**REQUIRED TASK:** For the material that follows, list every line containing the word "React".

**DATA EXTRACT:**
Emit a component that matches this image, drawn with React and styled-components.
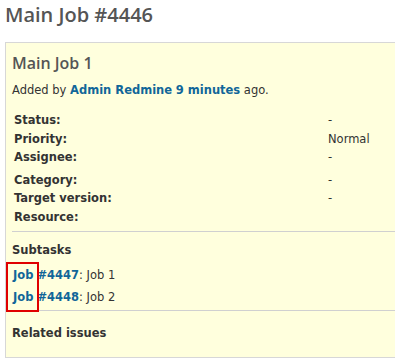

---

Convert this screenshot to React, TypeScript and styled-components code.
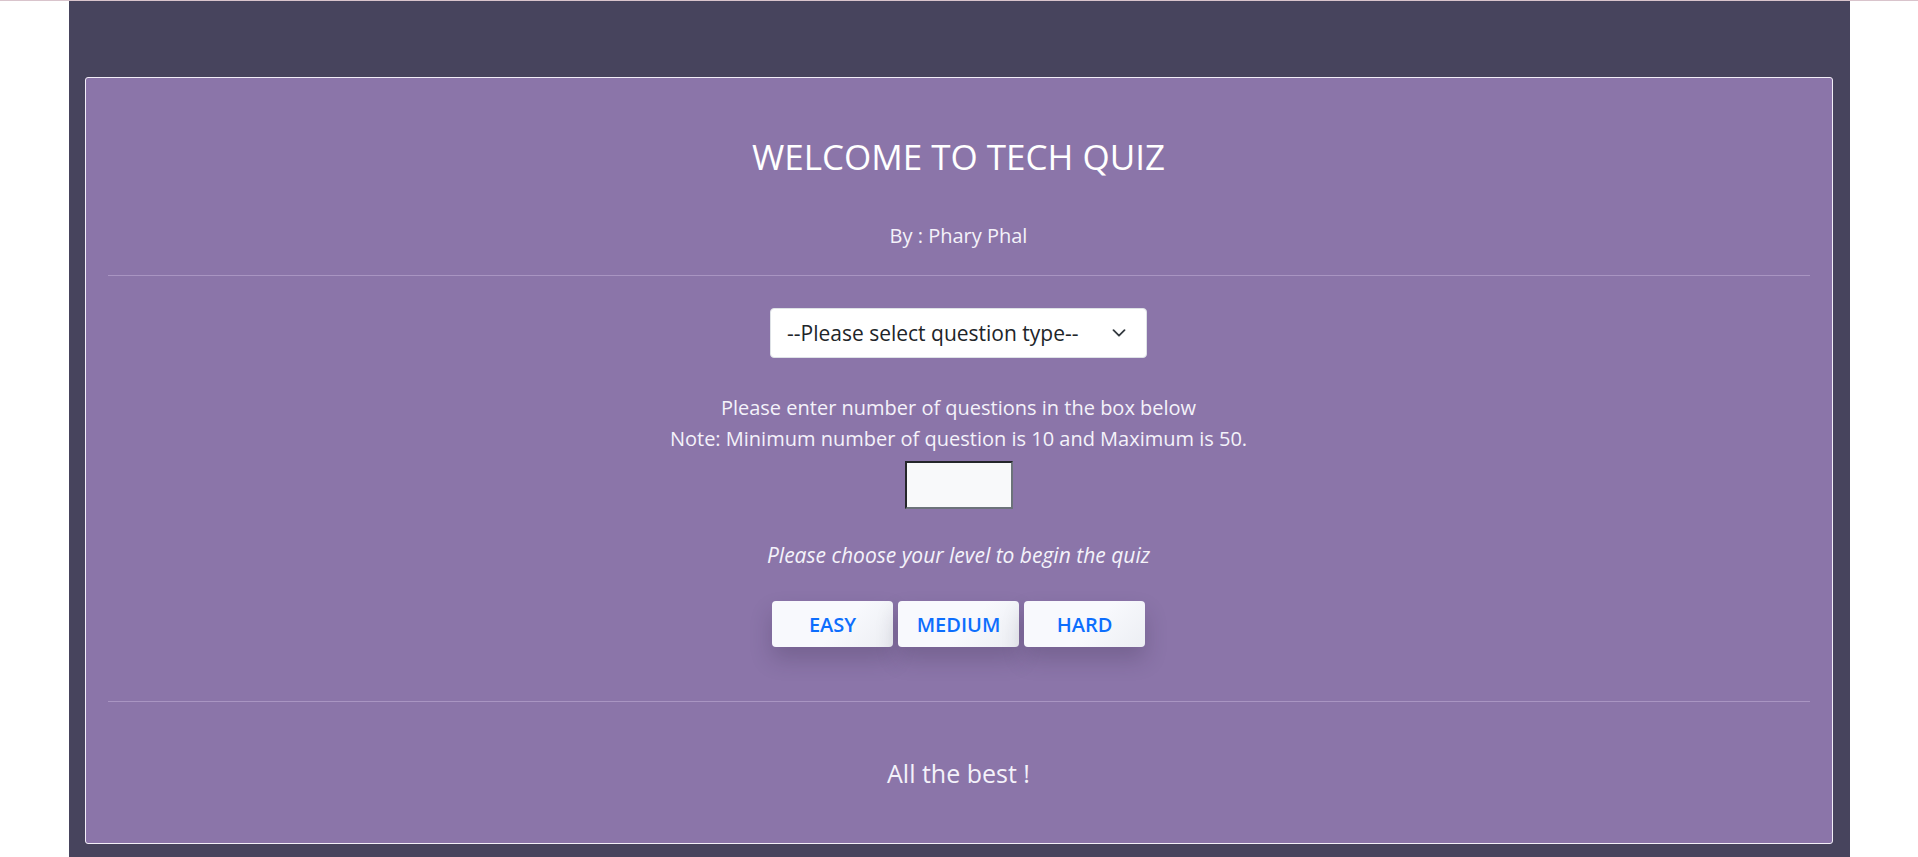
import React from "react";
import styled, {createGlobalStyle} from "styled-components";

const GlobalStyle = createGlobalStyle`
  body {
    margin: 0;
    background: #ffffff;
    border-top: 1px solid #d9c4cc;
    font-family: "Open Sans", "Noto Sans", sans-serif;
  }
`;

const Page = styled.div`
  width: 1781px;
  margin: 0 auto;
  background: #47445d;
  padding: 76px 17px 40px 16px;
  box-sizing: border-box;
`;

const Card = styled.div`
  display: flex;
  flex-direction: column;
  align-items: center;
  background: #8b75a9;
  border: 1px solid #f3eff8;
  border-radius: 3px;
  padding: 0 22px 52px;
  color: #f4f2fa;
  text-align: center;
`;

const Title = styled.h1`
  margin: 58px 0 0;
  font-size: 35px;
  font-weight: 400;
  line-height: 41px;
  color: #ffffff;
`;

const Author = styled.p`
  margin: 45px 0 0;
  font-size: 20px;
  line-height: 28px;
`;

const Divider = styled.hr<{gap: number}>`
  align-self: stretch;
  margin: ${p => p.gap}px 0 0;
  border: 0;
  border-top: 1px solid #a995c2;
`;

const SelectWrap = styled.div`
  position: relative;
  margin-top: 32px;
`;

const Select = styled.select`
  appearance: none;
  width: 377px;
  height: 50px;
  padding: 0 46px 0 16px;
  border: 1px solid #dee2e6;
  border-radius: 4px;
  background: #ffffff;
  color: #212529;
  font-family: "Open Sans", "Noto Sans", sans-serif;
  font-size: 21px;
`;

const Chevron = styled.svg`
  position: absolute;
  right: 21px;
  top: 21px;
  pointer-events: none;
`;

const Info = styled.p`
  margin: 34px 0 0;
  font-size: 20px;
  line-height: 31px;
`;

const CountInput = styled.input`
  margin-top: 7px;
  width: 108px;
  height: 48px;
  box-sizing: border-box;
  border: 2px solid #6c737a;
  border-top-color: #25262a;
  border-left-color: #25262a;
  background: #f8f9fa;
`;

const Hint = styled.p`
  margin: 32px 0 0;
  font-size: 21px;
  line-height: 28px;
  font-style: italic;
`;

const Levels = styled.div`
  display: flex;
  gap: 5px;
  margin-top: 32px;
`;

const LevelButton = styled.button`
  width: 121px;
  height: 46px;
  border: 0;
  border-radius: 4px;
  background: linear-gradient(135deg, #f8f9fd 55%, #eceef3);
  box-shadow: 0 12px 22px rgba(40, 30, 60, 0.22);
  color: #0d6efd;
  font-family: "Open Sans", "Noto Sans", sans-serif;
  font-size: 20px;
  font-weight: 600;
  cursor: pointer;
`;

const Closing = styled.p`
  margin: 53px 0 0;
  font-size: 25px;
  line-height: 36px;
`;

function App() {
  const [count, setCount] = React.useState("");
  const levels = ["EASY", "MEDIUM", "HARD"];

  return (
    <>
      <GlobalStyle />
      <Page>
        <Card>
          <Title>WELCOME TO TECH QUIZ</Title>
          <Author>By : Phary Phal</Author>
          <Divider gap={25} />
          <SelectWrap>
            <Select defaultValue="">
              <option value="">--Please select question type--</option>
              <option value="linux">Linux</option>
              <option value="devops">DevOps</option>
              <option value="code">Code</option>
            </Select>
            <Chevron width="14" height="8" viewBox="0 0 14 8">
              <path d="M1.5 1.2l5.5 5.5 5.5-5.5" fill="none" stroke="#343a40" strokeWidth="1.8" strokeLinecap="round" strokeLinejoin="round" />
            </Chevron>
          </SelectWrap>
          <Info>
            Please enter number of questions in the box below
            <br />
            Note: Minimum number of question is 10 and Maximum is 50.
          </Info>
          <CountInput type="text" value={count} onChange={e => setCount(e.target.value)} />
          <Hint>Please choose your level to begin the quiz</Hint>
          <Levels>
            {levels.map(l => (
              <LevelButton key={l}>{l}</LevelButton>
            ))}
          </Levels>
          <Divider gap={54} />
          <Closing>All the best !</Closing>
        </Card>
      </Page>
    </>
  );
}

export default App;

**EXERCISE RESPONSE:**
Emit a component that matches this image, drawn with React and styled-components.
Convert this screenshot to React, TypeScript and styled-components code.
import React from "react";
  const [count, setCount] = React.useState("");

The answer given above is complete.